Ryan’s father Jim started making the Leucadia T shirts in 1975, including the iconic “Keep Leucadia Funky” shirt with the silhouette of a Volkswagen bus with surfboards on top.
Ryan said that he soon learned that Shatto and Sons wasn’t alone, and that several other shops along Leucadia’s main drag, Coast Highway 101, were also hit with the same letter.
“I was pretty surprised, we were just settling another lawsuit and then we got this,” Shatto said, referring to a spate of Americans with Disabilities Act lawsuits that several businesses along Coast Highway 101 received. “I was pretty angry, and my dad was definitely angry about it. Just, the nerve that they would have to do that.
“Just to think of the fact that the town I grew up in and have this business in, which my family has had since 1975 in the same location, for someone to tell me I can no longer use the word “Leucadia” on apparel, it was pretty upsetting to say the least,” Shatto said.
Shatto reached out to St. Pierre, who did not receive a letter, but St. Pierre said he was distraught by the entire episode. He and friends put information on social media, and the vitriol quickly spread through Facebook, Nextdoor and other sites.
“When you think of a town and its name, everyone adopts the name, local businesses adopt it,” St. Pierre said. “And in Leucadia, it’s heightened. If you ask someone from Leucadia where they are from, they don’t say “Encinitas,” they said “Leucadia.”
“So to have someone trademark it, it was shocking, we were like, ‘Wait, you can’t do that. It belongs to all of us,’” St. Pierre said. “I think people like to think that our town is much more than a T-shirt brand. And the sentiment was that these guys were trying to co-opt the culture or monetize the culture, which has been more a public domain, common good and a sense of community. To me, it was really selfish, cynical and blatantly disrespectful to attempt such a thing.”
Leucadia 101 Main Street Association also received a letter around Sept. 18, Executive Director Kellie Hinze said. The group, which promotes Leucadia’s business district, quickly reached out to a local attorney who reached out to the company.
She said that the company quickly changed its tune when they realized Leucadia 101 was a nonprofit group, and even attempted to provide Leucadia merchandise.
“In a separate email, they said ‘we actually make merchandise, we can do that for you, but by that point it was too late,’” Hinze said. “We might have considered it, but to put us on notice and then to ask for our business, was unsettling.”
Chase, who is brand counsel for the Leucadia brand, which is owned by Encinitas-based Flashbuz, said that the entire incident was the result of a distribution company of the Leucadia merchandise, who demanded the company issue the letters after representatives saw the local Leucadia shirts being worn at this summer’s Leucadia ArtWalk.
In the cease and desist order, Chase said that companies using the Leucadia name diluted the value of the company’s brand, which prompted the legal notices.
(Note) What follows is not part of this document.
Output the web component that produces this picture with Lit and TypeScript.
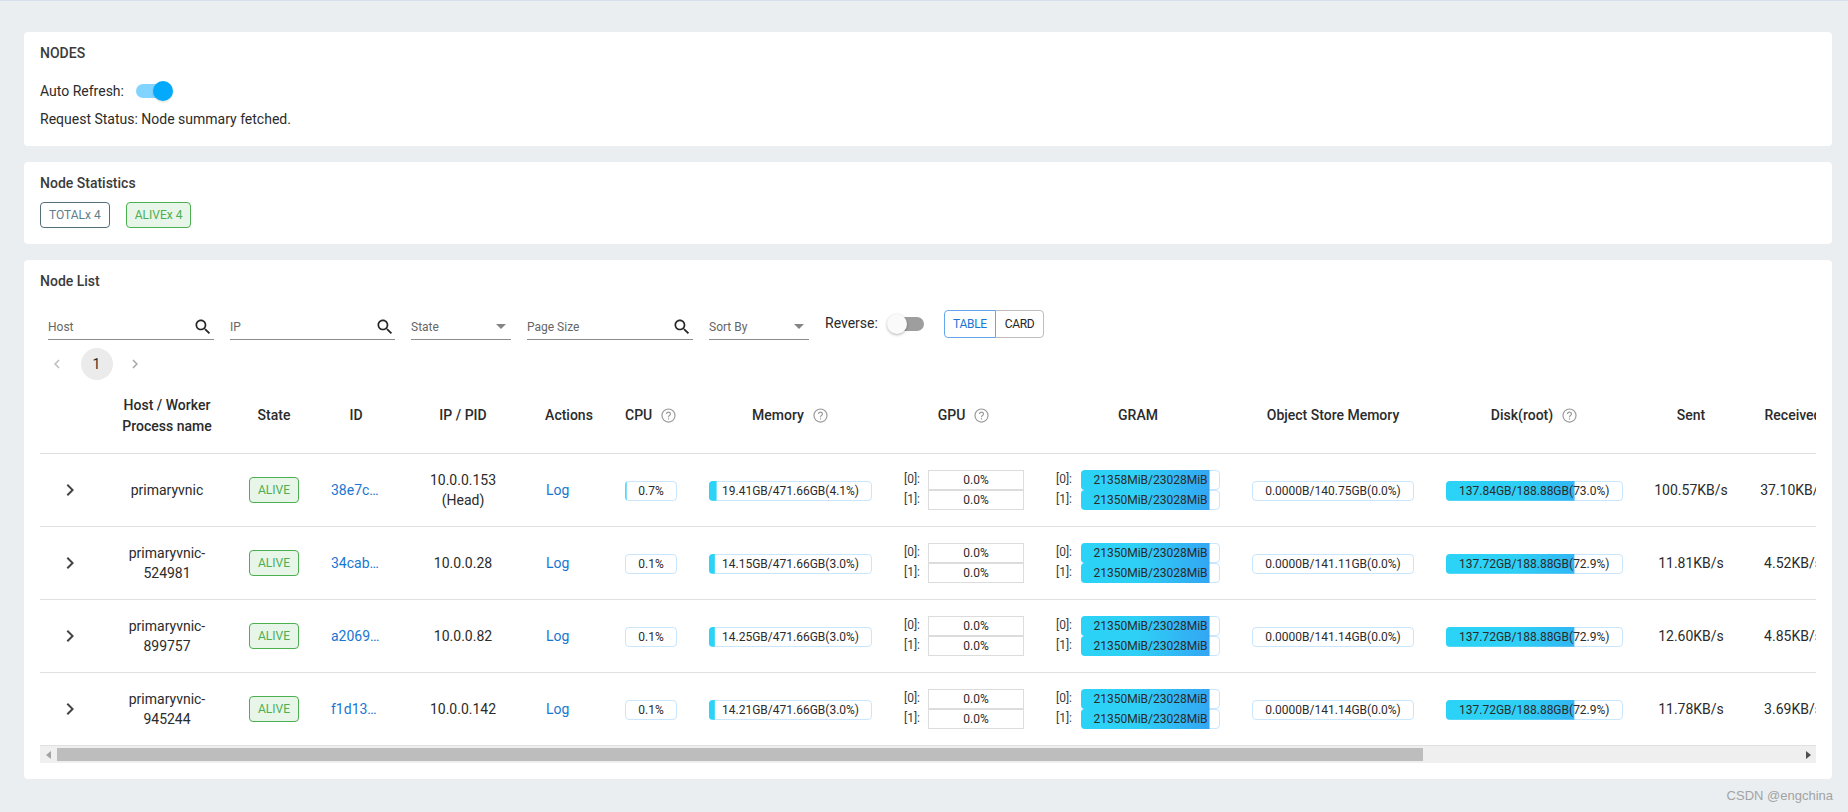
import { LitElement, html, css, svg } from "lit";
import { customElement } from "lit/decorators.js";

const searchPath = "M15.5 14h-.79l-.28-.27C15.41 12.59 16 11.11 16 9.5 16 5.91 13.09 3 9.5 3S3 5.91 3 9.5 5.91 16 9.5 16c1.61 0 3.09-.59 4.23-1.57l.27.28v.79l5 4.99L20.49 19l-4.99-5zm-6 0C7.01 14 5 11.99 5 9.5S7.01 5 9.5 5 14 7.01 14 9.5 11.99 14 9.5 14z";
const helpPath = "M11.25 17h1.5v-1.5h-1.5V17zM12 3a9 9 0 1 0 0 18 9 9 0 0 0 0-18zm0 16.5a7.5 7.5 0 1 1 0-15 7.5 7.5 0 0 1 0 15zM12 7a3.2 3.2 0 0 0-3.2 3.2h1.5a1.7 1.7 0 1 1 3.4 0c0 1.7-2.5 1.6-2.5 4h1.5c0-1.7 2.5-1.9 2.5-4A3.2 3.2 0 0 0 12 7z";

const icon = (d: string, cls: string) =>
  html`<svg class=${cls} viewBox="0 0 24 24">${svg`<path d=${d}></path>`}</svg>`;

interface Node {
  host: string[];
  id: string;
  ip: string[];
  cpu: number;
  mem: string;
  memP: number;
  gram: [string, number][];
  store: string;
  disk: string;
  diskP: number;
  sent: string;
  recv: string;
}

const nodes: Node[] = [
  { host: ["primaryvnic"], id: "38e7c…", ip: ["10.0.0.153", "(Head)"], cpu: 0.7, mem: "19.41GB/471.66GB(4.1%)", memP: 4.1,
    gram: [["21358MiB/23028MiB", 92.7], ["21350MiB/23028MiB", 92.7]], store: "0.0000B/140.75GB(0.0%)", disk: "137.84GB/188.88GB(73.0%)", diskP: 73, sent: "100.57KB/s", recv: "37.10KB/s" },
  { host: ["primaryvnic-", "524981"], id: "34cab…", ip: ["10.0.0.28"], cpu: 0.1, mem: "14.15GB/471.66GB(3.0%)", memP: 3,
    gram: [["21350MiB/23028MiB", 92.7], ["21350MiB/23028MiB", 92.7]], store: "0.0000B/141.11GB(0.0%)", disk: "137.72GB/188.88GB(72.9%)", diskP: 72.9, sent: "11.81KB/s", recv: "4.52KB/s" },
  { host: ["primaryvnic-", "899757"], id: "a2069…", ip: ["10.0.0.82"], cpu: 0.1, mem: "14.25GB/471.66GB(3.0%)", memP: 3,
    gram: [["21350MiB/23028MiB", 92.7], ["21350MiB/23028MiB", 92.7]], store: "0.0000B/141.14GB(0.0%)", disk: "137.72GB/188.88GB(72.9%)", diskP: 72.9, sent: "12.60KB/s", recv: "4.85KB/s" },
  { host: ["primaryvnic-", "945244"], id: "f1d13…", ip: ["10.0.0.142"], cpu: 0.1, mem: "14.21GB/471.66GB(3.0%)", memP: 3,
    gram: [["21350MiB/23028MiB", 92.7], ["21350MiB/23028MiB", 92.7]], store: "0.0000B/141.14GB(0.0%)", disk: "137.72GB/188.88GB(72.9%)", diskP: 72.9, sent: "11.78KB/s", recv: "3.69KB/s" },
];

const colWidths = [61, 132, 82, 82, 132, 80, 84, 194, 153, 196, 194, 208, 106, 100, 461];

@customElement("app-root")
export class AppRoot extends LitElement {
  static styles = css`
    :host {
      display: block;
      min-height: 812px;
      box-sizing: border-box;
      position: relative;
      background: #eaeef1;
      border-top: 1px solid #d5e1ec;
      padding: 31px 16px 33px 24px;
      font-family: Roboto, "Liberation Sans", sans-serif;
      font-size: 14px;
      line-height: 20px;
      color: #2b2b2b;
    }
    .card {
      background: #fff;
      border-radius: 4px;
      padding: 11px 16px 16px;
      margin-bottom: 16px;
    }
    .card:last-of-type { margin-bottom: 0; }
    .title { font-weight: 500; color: #3b3b3b; }
    .auto { display: flex; align-items: center; height: 24px; margin-top: 16px; }
    .auto .switch { margin-left: 9px; }
    .status { margin-top: 6px; margin-bottom: 1px; }
    .switch { position: relative; width: 40px; height: 20px; flex: none; }
    .track { position: absolute; left: 3px; top: 3px; width: 34px; height: 14px; border-radius: 7px; background: #9e9e9e; }
    .thumb { position: absolute; left: 0; top: 0; width: 20px; height: 20px; border-radius: 50%; background: #fafafa;
      box-shadow: 0 1px 3px rgba(0,0,0,.3); }
    .switch.on .track { background: #80d4ff; }
    .switch.on .thumb { left: 20px; background: #03a9fb; box-shadow: 0 1px 2px rgba(0,0,0,.15); }
    .tags { display: flex; gap: 16px; margin-top: 9px; }
    .tag { box-sizing: border-box; height: 26px; padding: 0 8px; display: inline-flex; align-items: center;
      font-size: 12px; border: 1px solid #546e7a; border-radius: 4px; color: #607d8b; }
    .tag.alive { border-color: #4caf50; color: #4caf50; background: #e8f5e9; }
    .filters { display: flex; margin-top: 19px; padding-left: 8px; height: 30px; }
    .field { box-sizing: border-box; height: 30px; width: 166px; margin-right: 16px; padding: 7px 1px 2px 0;
      border-bottom: 1px solid #8c8c8c; display: flex; justify-content: space-between; align-items: center;
      font-size: 12px; color: #666; }
    .field.ip { width: 165px; padding-right: 0; }
    .field.select { width: 100px; padding-right: 5px; }
    .search { width: 20px; height: 20px; fill: #262626; flex: none; }
    .caret { width: 0; height: 0; border: 5px solid transparent; border-top-color: #858585; border-bottom: 0; margin-top: -1px; }
    .reverse { display: flex; align-items: center; height: 26px; width: 102px; }
    .reverse .switch { margin-left: auto; margin-top: 2px; }
    .group { display: flex; height: 28px; margin-left: 17px; font-size: 12px; letter-spacing: -0.3px; }
    .group span { box-sizing: border-box; display: flex; align-items: center; border: 1px solid #bdbdbd; color: #262626; }
    .group .first { width: 52px; justify-content: center; color: #1976d2; border-color: #64a9ee; border-radius: 4px 0 0 4px; position: relative; z-index: 1; }
    .group .last { width: 49px; justify-content: center; margin-left: -1px; border-radius: 0 4px 4px 0; }
    .pager { display: flex; align-items: center; height: 32px; margin-top: 8px; padding-left: 8px; }
    .pager svg { width: 18px; height: 18px; fill: #bdbdbd; flex: none; }
    .pager svg.next { fill: #a8a8a8; }
    .page { width: 32px; height: 32px; border-radius: 50%; background: #ebebeb; display: flex; align-items: center; justify-content: center; margin: 0 13.5px 0 14.5px; }
    .scroll { overflow: hidden; }
    .scrollbar { display: flex; align-items: center; height: 17px; background: #efefef; }
    .sb-btn { width: 17px; height: 17px; flex: none; display: flex; align-items: center; justify-content: center; }
    .sb-btn svg { width: 6px; height: 8px; }
    .sb-btn.left svg { fill: #a3a3a3; }
    .sb-btn.right svg { fill: #505050; }
    .sb-thumb { width: 1366px; height: 13px; background: #bdbdbd; flex: none; }
    .sb-rest { flex: 1; }
    table { border-collapse: separate; border-spacing: 0; table-layout: fixed; width: 2265px; }
    th, td { box-sizing: border-box; padding: 0 16px; text-align: center; border-bottom: 1px solid #e0e0e0; white-space: nowrap; font-weight: 400; }
    th { height: 74px; font-weight: 500; line-height: 21px; padding-bottom: 2px; color: #2b2b2b; }
    td { height: 73px; }
    th:nth-child(8), th:nth-child(9), th:nth-child(12) { padding-left: 18px; }
    th:nth-child(14), td:nth-child(14) { padding-right: 18px; }
    .wrap { white-space: normal; }
    .help { width: 19px; height: 19px; fill: #9a9a9a; vertical-align: -5px; margin-left: 7px; }
    .chev { display: block; width: 24px; height: 24px; fill: #444; margin-left: 2px; }
    td.exp { padding: 0 0 0 16px; text-align: left; }
    .link { color: #1976d2; }
    td.id { text-align: left; padding-left: 16px; }
    td.log { text-align: left; padding-left: 17px; }
    td.gpuc { padding-left: 17px; }
    .bar { position: relative; box-sizing: border-box; display: inline-flex; justify-content: center; align-items: center; vertical-align: middle;
      height: 20px; padding: 0 12px; font-size: 12px; border: 1px solid #c9e6fc; border-radius: 4px; background: #fff; }
    .fill { position: absolute; inset: -1px; border-radius: 4px; background: linear-gradient(90deg, #2bd3f7, #2fd0f5 40%, #33a0f3); }
    .bar b { position: relative; font-weight: 400; line-height: 18px; }
    .stack { display: flex; flex-direction: column; align-items: flex-start; }
    .line { display: flex; height: 20px; font-size: 12px; line-height: 18px; color: #3d3d3d; }
    .line i { font-style: normal; width: 24px; text-align: left; }
    .gram i { width: 25px; }
    .gpu { box-sizing: border-box; width: 96px; height: 20px; border: 1px solid #dcdcdc; text-align: center; color: #2b2b2b; }
    .gram .bar { width: 139px; color: #2b2b2b; }
    .mark { position: absolute; right: 15px; top: 785px; font-size: 13px; line-height: 20px; color: #a3a3a3; font-family: "Liberation Sans", sans-serif; }
  `;

  private bar(text: string, pct: number) {
    const clip = pct < 0.3 ? "clip-path: inset(0 100% 0 0)" : `clip-path: inset(0 calc(${100 - pct * 0.99}% - 1px) 0 0)`;
    return html`<span class="bar"><span class="fill" style=${clip}></span><b>${text}</b></span>`;
  }

  private head(label: string | string[], help = false) {
    const lines = Array.isArray(label) ? label : [label];
    return html`<th class=${lines.length > 1 ? "wrap" : ""}>
      ${lines.map((l, i) => html`${i ? html`<br />` : ""}${l}`)}${help ? icon(helpPath, "help") : ""}
    </th>`;
  }

  private row(n: Node) {
    return html`<tr>
      <td class="exp">${icon("M10 6 8.59 7.41 13.17 12l-4.58 4.59L10 18l6-6z", "chev")}</td>
      <td>${n.host.map((l, i) => html`${i ? html`<br />` : ""}${l}`)}</td>
      <td><span class="tag alive">ALIVE</span></td>
      <td class="link id">${n.id}</td>
      <td>${n.ip.map((l, i) => html`${i ? html`<br />` : ""}${l}`)}</td>
      <td class="link log">Log</td>
      <td>${this.bar(`${n.cpu.toFixed(1)}%`, n.cpu)}</td>
      <td>${this.bar(n.mem, n.memP)}</td>
      <td class="gpuc"><div class="stack">
        ${[0, 1].map((i) => html`<div class="line"><i>[${i}]:</i><div class="gpu">0.0%</div></div>`)}
      </div></td>
      <td><div class="stack">
        ${n.gram.map(([t, p], i) => html`<div class="line gram"><i>[${i}]:</i>${this.bar(t, p)}</div>`)}
      </div></td>
      <td>${this.bar(n.store, 0)}</td>
      <td>${this.bar(n.disk, n.diskP)}</td>
      <td>${n.sent}</td>
      <td>${n.recv}</td>
      <td></td>
    </tr>`;
  }

  render() {
    return html`
      <section class="card">
        <div class="title">NODES</div>
        <div class="auto">Auto Refresh:<div class="switch on"><div class="track"></div><div class="thumb"></div></div></div>
        <div class="status">Request Status: Node summary fetched.</div>
      </section>
      <section class="card">
        <div class="title">Node Statistics</div>
        <div class="tags"><span class="tag">TOTALx 4</span><span class="tag alive">ALIVEx 4</span></div>
      </section>
      <section class="card">
        <div class="title">Node List</div>
        <div class="filters">
          <div class="field">Host${icon(searchPath, "search")}</div>
          <div class="field ip">IP${icon(searchPath, "search")}</div>
          <div class="field select">State<span class="caret"></span></div>
          <div class="field">Page Size${icon(searchPath, "search")}</div>
          <div class="field select">Sort By<span class="caret"></span></div>
          <div class="reverse">Reverse:<div class="switch"><div class="track"></div><div class="thumb"></div></div></div>
          <div class="group"><span class="first">TABLE</span><span class="last">CARD</span></div>
        </div>
        <div class="pager">
          ${icon("M15.41 7.41 14 6l-6 6 6 6 1.41-1.41L10.83 12z", "prev")}
          <div class="page">1</div>
          ${icon("M10 6 8.59 7.41 13.17 12l-4.58 4.59L10 18l6-6z", "next")}
        </div>
        <div class="scroll">
          <table>
            <colgroup>${colWidths.map((w) => html`<col style=${`width:${w}px`} />`)}</colgroup>
            <thead><tr>
              <th></th>
              ${this.head(["Host / Worker", "Process name"])}
              ${this.head("State")}
              ${this.head("ID")}
              ${this.head("IP / PID")}
              ${this.head("Actions")}
              ${this.head("CPU", true)}
              ${this.head("Memory", true)}
              ${this.head("GPU", true)}
              ${this.head("GRAM")}
              ${this.head("Object Store Memory")}
              ${this.head("Disk(root)", true)}
              ${this.head("Sent")}
              ${this.head("Received")}
              <th></th>
            </tr></thead>
            <tbody>${nodes.map((n) => this.row(n))}</tbody>
          </table>
        </div>
        <div class="scrollbar">
          <div class="sb-btn left"><svg viewBox="0 0 6 8"><path d="M5 0v8L0 4z"></path></svg></div>
          <div class="sb-thumb"></div>
          <div class="sb-rest"></div>
          <div class="sb-btn right"><svg viewBox="0 0 6 8"><path d="M1 0v8l5-4z"></path></svg></div>
        </div>
      </section>
      <div class="mark">CSDN @engchina</div>
    `;
  }
}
“Like many other clothiers with popular names matching locations such as Hollister® or Patagonia®, it is not uncommon to investigate infringing apparel manufacturers,” Chase wrote in the Oct. 2 prepared statement. “Unfortunately, our team served such notice on two local vendors due to misinformation. Once the error was discovered, the orders were rescinded and apologies made. It was misdirected.
“We are locally owned by Flashbuz and employ local designers for local artistic collaborations.
Our owners; Flashbuz manage many brands and are the ongoing anchor sponsor of the Cardiff
Soccer Club (Mustangs),” the statement continues. “We recognize the value of local philanthropy, especially for kids.
“It was a simple mistake with a swift correction. No harm done,” the statement continues. “We are proud to build a local, reputable brand under the name Leucadia®, here in Leucadia and never wished to disrupt another local vendor.”
St. Pierre said the bell can’t simply be un-rung with an apology. He and a group of business owners said they will see revocation based on the grounds that a town’s name cannot be trademarked.
“Any of us could have trademarked this 25, 30 years ago, but I don’t think anyone I know thinks that way,” St. Pierre said. “The town is part of people’s identities and the fabric and essence of their lives.”